[Your task]:
All entries must be repeated exactly; do not include the pictures.
====================
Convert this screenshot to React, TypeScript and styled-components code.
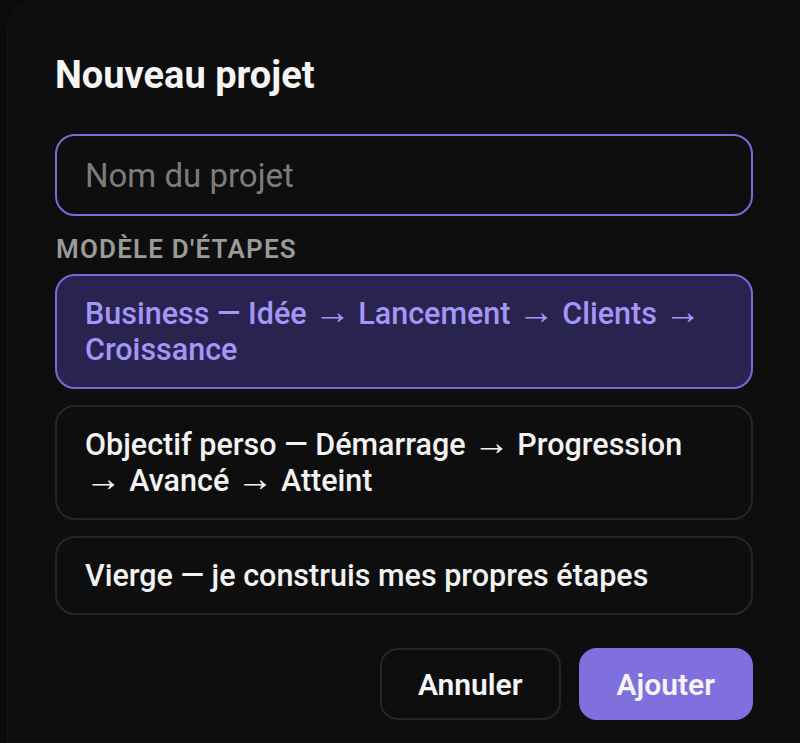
import React, { useState } from 'react';
import styled, { createGlobalStyle } from 'styled-components';

const GlobalStyle = createGlobalStyle`
html, body {
  margin: 0;
  padding: 0;
  background-color: #0b0b0b;
  font-family: Roboto, "Liberation Sans", Arial, sans-serif;
}
* {
  box-sizing: border-box;
}
`

const Modal = styled.div`
  margin-left: 7px;
  min-height: 743px;
  background-color: #0e0e0e;
  border-left: 1px solid #151515;
  border-top-left-radius: 30px;
  padding: 52px 47px 20px 47px;
  display: flex;
  flex-direction: column;
`
const Title = styled.h2`
  margin: 0 0 36px 0;
  font-size: 38px;
  font-weight: 700;
  line-height: 46px;
  color: #f5f5f5;
`
const NameInput = styled.input`
  width: 100%;
  height: 82px;
  border: 2.5px solid #7b6bd8;
  border-radius: 20px;
  background-color: #0e0e0e;
  padding: 0 28px;
  font-family: inherit;
  font-size: 33px;
  color: #eee;
  outline: none;
  &::placeholder {
    color: #7c7c7c;
  }
`
const SectionLabel = styled.div`
  margin: 18px 0 10px 1px;
  font-size: 26px;
  font-weight: 600;
  letter-spacing: 1.2px;
  text-transform: uppercase;
  color: #9a9a9a;
  line-height: 30px;
`
const OptionList = styled.div`
  display: flex;
  flex-direction: column;
  gap: 16px;
`
const Option = styled.button<{ selected: boolean }>`
  width: 100%;
  text-align: left;
  padding: 19.5px 44px 19.5px 28px;
  border-radius: 20px;
  border: 2px solid ${({ selected }) => (selected ? '#7a68d8' : '#262626')};
  background-color: ${({ selected }) => (selected ? '#292350' : '#0e0e0e')};
  color: ${({ selected }) => (selected ? '#a496f7' : '#f2f2f2')};
  font-family: inherit;
  font-size: 30.5px;
  font-weight: 500;
  line-height: 36px;
  cursor: pointer;
`
const Arrow = styled.span`
  font-family: "Liberation Sans", sans-serif;
  font-size: 1.2em;
  font-weight: 400;
  line-height: 0;
`
const Actions = styled.div`
  display: flex;
  justify-content: flex-end;
  gap: 18px;
  margin-top: 33px;
`
const ActionButton = styled.button<{ primary?: boolean }>`
  height: 72px;
  padding: 0 36px;
  border-radius: 18px;
  border: 2px solid ${({ primary }) => (primary ? '#8070dd' : '#262626')};
  background-color: ${({ primary }) => (primary ? '#8070dd' : '#0e0e0e')};
  color: #f5f5f5;
  font-family: inherit;
  font-size: 30px;
  font-weight: 600;
  cursor: pointer;
`

const templates = [
  'Business — Idée → Lancement → Clients → Croissance',
  'Objectif perso — Démarrage → Progression → Avancé → Atteint',
  'Vierge — je construis mes propres étapes',
];

// arrows get their own font so they come out long and thin
const withArrows = (text: string) =>
  text.split('→').map((part, i) => (
    <React.Fragment key={i}>
      {i > 0 && <Arrow>→</Arrow>}
      {part}
    </React.Fragment>
  ));

const App = () => {
  const [ selected, setSelected ] = useState(0);
  return (
    <>
      <GlobalStyle />
      <Modal>
        <Title>Nouveau projet</Title>
        <NameInput placeholder="Nom du projet" />
        <SectionLabel>Modèle d'étapes</SectionLabel>
        <OptionList>
          {templates.map((t, i) => (
            <Option key={i} selected={selected === i} onClick={() => setSelected(i)}>{withArrows(t)}</Option>
          ))}
        </OptionList>
        <Actions>
          <ActionButton>Annuler</ActionButton>
          <ActionButton primary>Ajouter</ActionButton>
        </Actions>
      </Modal>
    </>
  )
}

export default App;
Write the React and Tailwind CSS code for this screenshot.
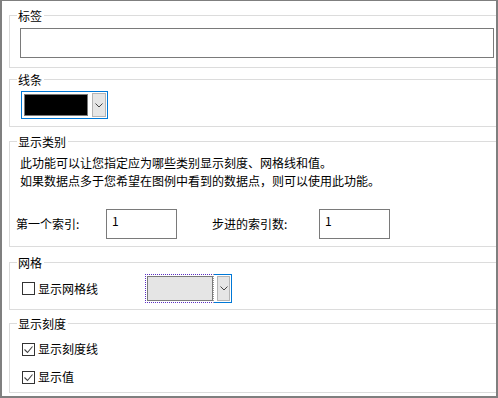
import React from 'react'

// Chart axis options panel (WinForms-style property page)

function Group({ title, h, className = '', children }) {
  return (
    <fieldset className={`w-[520px] border border-[#dcdcdc] ${h} ${className}`}>
      <legend className="ml-[7px] pl-px pr-[2px] leading-[15px]">{title}</legend>
      {children}
    </fieldset>
  )
}

function Chevron() {
  return (
    <svg width="8" height="5" viewBox="0 0 8 5" className="block">
      <path d="M0.5 0.5 L4 4 L7.5 0.5" fill="none" stroke="#444" strokeWidth="1" />
    </svg>
  )
}

function CheckBox({ checked }) {
  return (
    <div className="w-[13px] h-[13px] border border-[#333] bg-white flex items-center justify-center shrink-0">
      {checked && (
        <svg width="11" height="11" viewBox="0 0 11 11" className="block">
          <path d="M1.5 5.5 L4.5 8.5 L9.5 2.5" fill="none" stroke="#444" strokeWidth="1.1" />
        </svg>
      )}
    </div>
  )
}

function NumberBox({ value, className = '' }) {
  return (
    <div className={`h-[30px] border border-[#7a7a7a] bg-white pl-[5px] pt-[2px] leading-[17px] ${className}`}>
      {value}
    </div>
  )
}

export default function App() {
  return (
    <div className="w-[498px] h-[398px] overflow-hidden bg-white border-[#7f7f7f] border-t border-l-2 border-r-2 border-b-2 text-[12px] text-black font-['Noto_Sans_CJK_SC','Noto_Sans',sans-serif]">
      <div className="pl-[7px] pt-[7px] flex flex-col">
        <Group title="标签" h="h-[60px]">
          <div className="ml-[10px] mt-[5px] w-[474px] h-[30px] border border-[#7a7a7a] bg-white" />
        </Group>

        <Group title="线条" h="h-[55px]" className="mt-[4px]">
          <div className="ml-[11px] mt-[4px] w-[87px] h-[28px] border border-[#0078d7] p-px flex">
            <div className="ml-px my-px w-[66px] border border-[#7a7a7a] bg-black" />
            <div className="ml-[4px] w-[14px] bg-[#e5e5e5] border border-[#b4b4b4] flex items-center justify-center">
              <Chevron />
            </div>
          </div>
        </Group>

        <Group title="显示类别" h="h-[113px]" className="mt-[7px]">
          <div className="ml-[10px] mt-[5px] leading-[18px]">
            <div>此功能可以让您指定应为哪些类别显示刻度、网格线和值。</div>
            <div>如果数据点多于您希望在图例中看到的数据点，则可以使用此功能。</div>
          </div>
          <div className="mt-[19px] ml-[6px] flex items-center">
            <div className="w-[90px]">第一个索引:</div>
            <NumberBox value="1" className="w-[71px]" />
            <div className="ml-[35px] w-[107px]">步进的索引数:</div>
            <NumberBox value="1" className="w-[71px]" />
          </div>
        </Group>

        <Group title="网格" h="h-[55px]" className="mt-[8px]">
          <div className="mt-[4px] ml-[12px] h-[29px] flex items-center">
            <CheckBox />
            <div className="ml-[3px] w-[60px]">显示网格线</div>
            <div className="ml-[47px] h-[29px] flex">
              <div className="border border-dotted border-[#5b2fc2] border-r-[#9a9a9a] pl-px py-px">
                <div className="w-[66px] h-full bg-[#e5e5e5] border border-[#7a7a7a]" />
              </div>
              <div className="border-y border-r border-[#0078d7] pl-[3px] pr-px py-px">
                <div className="w-[13px] h-full bg-[#e5e5e5] border border-[#b4b4b4] flex items-center justify-center">
                  <Chevron />
                </div>
              </div>
            </div>
          </div>
        </Group>

        <Group title="显示刻度" h="h-[77px]" className="mt-[6px]">
          <div className="mt-[8px] ml-[12px] flex flex-col gap-[8px]">
            <div className="h-[20px] flex items-center">
              <CheckBox checked />
              <div className="ml-[3px]">显示刻度线</div>
            </div>
            <div className="h-[20px] flex items-center">
              <CheckBox checked />
              <div className="ml-[3px]">显示值</div>
            </div>
          </div>
        </Group>
      </div>
    </div>
  )
}
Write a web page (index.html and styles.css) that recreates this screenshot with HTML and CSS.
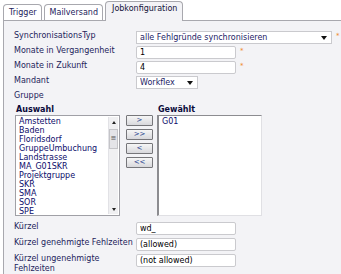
====================
[Output below]:
Convert this screenshot to React, TypeScript and styled-components code.
import React, { useState } from 'react';
import styled, { createGlobalStyle } from 'styled-components';

const GlobalStyle = createGlobalStyle`
html, body {
  margin: 0;
  padding: 0;
  background-color: #0b0b0b;
  font-family: Roboto, "Liberation Sans", Arial, sans-serif;
}
* {
  box-sizing: border-box;
}
`

const Modal = styled.div`
  margin-left: 7px;
  min-height: 743px;
  background-color: #0e0e0e;
  border-left: 1px solid #151515;
  border-top-left-radius: 30px;
  padding: 52px 47px 20px 47px;
  display: flex;
  flex-direction: column;
`
const Title = styled.h2`
  margin: 0 0 36px 0;
  font-size: 38px;
  font-weight: 700;
  line-height: 46px;
  color: #f5f5f5;
`
const NameInput = styled.input`
  width: 100%;
  height: 82px;
  border: 2.5px solid #7b6bd8;
  border-radius: 20px;
  background-color: #0e0e0e;
  padding: 0 28px;
  font-family: inherit;
  font-size: 33px;
  color: #eee;
  outline: none;
  &::placeholder {
    color: #7c7c7c;
  }
`
const SectionLabel = styled.div`
  margin: 18px 0 10px 1px;
  font-size: 26px;
  font-weight: 600;
  letter-spacing: 1.2px;
  text-transform: uppercase;
  color: #9a9a9a;
  line-height: 30px;
`
const OptionList = styled.div`
  display: flex;
  flex-direction: column;
  gap: 16px;
`
const Option = styled.button<{ selected: boolean }>`
  width: 100%;
  text-align: left;
  padding: 19.5px 44px 19.5px 28px;
  border-radius: 20px;
  border: 2px solid ${({ selected }) => (selected ? '#7a68d8' : '#262626')};
  background-color: ${({ selected }) => (selected ? '#292350' : '#0e0e0e')};
  color: ${({ selected }) => (selected ? '#a496f7' : '#f2f2f2')};
  font-family: inherit;
  font-size: 30.5px;
  font-weight: 500;
  line-height: 36px;
  cursor: pointer;
`
const Arrow = styled.span`
  font-family: "Liberation Sans", sans-serif;
  font-size: 1.2em;
  font-weight: 400;
  line-height: 0;
`
const Actions = styled.div`
  display: flex;
  justify-content: flex-end;
  gap: 18px;
  margin-top: 33px;
`
const ActionButton = styled.button<{ primary?: boolean }>`
  height: 72px;
  padding: 0 36px;
  border-radius: 18px;
  border: 2px solid ${({ primary }) => (primary ? '#8070dd' : '#262626')};
  background-color: ${({ primary }) => (primary ? '#8070dd' : '#0e0e0e')};
  color: #f5f5f5;
  font-family: inherit;
  font-size: 30px;
  font-weight: 600;
  cursor: pointer;
`

const templates = [
  'Business — Idée → Lancement → Clients → Croissance',
  'Objectif perso — Démarrage → Progression → Avancé → Atteint',
  'Vierge — je construis mes propres étapes',
];

// arrows get their own font so they come out long and thin
const withArrows = (text: string) =>
  text.split('→').map((part, i) => (
    <React.Fragment key={i}>
      {i > 0 && <Arrow>→</Arrow>}
      {part}
    </React.Fragment>
  ));

const App = () => {
  const [ selected, setSelected ] = useState(0);
  return (
    <>
      <GlobalStyle />
      <Modal>
        <Title>Nouveau projet</Title>
        <NameInput placeholder="Nom du projet" />
        <SectionLabel>Modèle d'étapes</SectionLabel>
        <OptionList>
          {templates.map((t, i) => (
            <Option key={i} selected={selected === i} onClick={() => setSelected(i)}>{withArrows(t)}</Option>
          ))}
        </OptionList>
        <Actions>
          <ActionButton>Annuler</ActionButton>
          <ActionButton primary>Ajouter</ActionButton>
        </Actions>
      </Modal>
    </>
  )
}

export default App;
Write the React and Tailwind CSS code for this screenshot.
import React from 'react'

// Chart axis options panel (WinForms-style property page)

function Group({ title, h, className = '', children }) {
  return (
    <fieldset className={`w-[520px] border border-[#dcdcdc] ${h} ${className}`}>
      <legend className="ml-[7px] pl-px pr-[2px] leading-[15px]">{title}</legend>
      {children}
    </fieldset>
  )
}

function Chevron() {
  return (
    <svg width="8" height="5" viewBox="0 0 8 5" className="block">
      <path d="M0.5 0.5 L4 4 L7.5 0.5" fill="none" stroke="#444" strokeWidth="1" />
    </svg>
  )
}

function CheckBox({ checked }) {
  return (
    <div className="w-[13px] h-[13px] border border-[#333] bg-white flex items-center justify-center shrink-0">
      {checked && (
        <svg width="11" height="11" viewBox="0 0 11 11" className="block">
          <path d="M1.5 5.5 L4.5 8.5 L9.5 2.5" fill="none" stroke="#444" strokeWidth="1.1" />
        </svg>
      )}
    </div>
  )
}

function NumberBox({ value, className = '' }) {
  return (
    <div className={`h-[30px] border border-[#7a7a7a] bg-white pl-[5px] pt-[2px] leading-[17px] ${className}`}>
      {value}
    </div>
  )
}

export default function App() {
  return (
    <div className="w-[498px] h-[398px] overflow-hidden bg-white border-[#7f7f7f] border-t border-l-2 border-r-2 border-b-2 text-[12px] text-black font-['Noto_Sans_CJK_SC','Noto_Sans',sans-serif]">
      <div className="pl-[7px] pt-[7px] flex flex-col">
        <Group title="标签" h="h-[60px]">
          <div className="ml-[10px] mt-[5px] w-[474px] h-[30px] border border-[#7a7a7a] bg-white" />
        </Group>

        <Group title="线条" h="h-[55px]" className="mt-[4px]">
          <div className="ml-[11px] mt-[4px] w-[87px] h-[28px] border border-[#0078d7] p-px flex">
            <div className="ml-px my-px w-[66px] border border-[#7a7a7a] bg-black" />
            <div className="ml-[4px] w-[14px] bg-[#e5e5e5] border border-[#b4b4b4] flex items-center justify-center">
              <Chevron />
            </div>
          </div>
        </Group>

        <Group title="显示类别" h="h-[113px]" className="mt-[7px]">
          <div className="ml-[10px] mt-[5px] leading-[18px]">
            <div>此功能可以让您指定应为哪些类别显示刻度、网格线和值。</div>
            <div>如果数据点多于您希望在图例中看到的数据点，则可以使用此功能。</div>
          </div>
          <div className="mt-[19px] ml-[6px] flex items-center">
            <div className="w-[90px]">第一个索引:</div>
            <NumberBox value="1" className="w-[71px]" />
            <div className="ml-[35px] w-[107px]">步进的索引数:</div>
            <NumberBox value="1" className="w-[71px]" />
          </div>
        </Group>

        <Group title="网格" h="h-[55px]" className="mt-[8px]">
          <div className="mt-[4px] ml-[12px] h-[29px] flex items-center">
            <CheckBox />
            <div className="ml-[3px] w-[60px]">显示网格线</div>
            <div className="ml-[47px] h-[29px] flex">
              <div className="border border-dotted border-[#5b2fc2] border-r-[#9a9a9a] pl-px py-px">
                <div className="w-[66px] h-full bg-[#e5e5e5] border border-[#7a7a7a]" />
              </div>
              <div className="border-y border-r border-[#0078d7] pl-[3px] pr-px py-px">
                <div className="w-[13px] h-full bg-[#e5e5e5] border border-[#b4b4b4] flex items-center justify-center">
                  <Chevron />
                </div>
              </div>
            </div>
          </div>
        </Group>

        <Group title="显示刻度" h="h-[77px]" className="mt-[6px]">
          <div className="mt-[8px] ml-[12px] flex flex-col gap-[8px]">
            <div className="h-[20px] flex items-center">
              <CheckBox checked />
              <div className="ml-[3px]">显示刻度线</div>
            </div>
            <div className="h-[20px] flex items-center">
              <CheckBox checked />
              <div className="ml-[3px]">显示值</div>
            </div>
          </div>
        </Group>
      </div>
    </div>
  )
}
Write a web page (index.html and styles.css) that recreates this screenshot with HTML and CSS.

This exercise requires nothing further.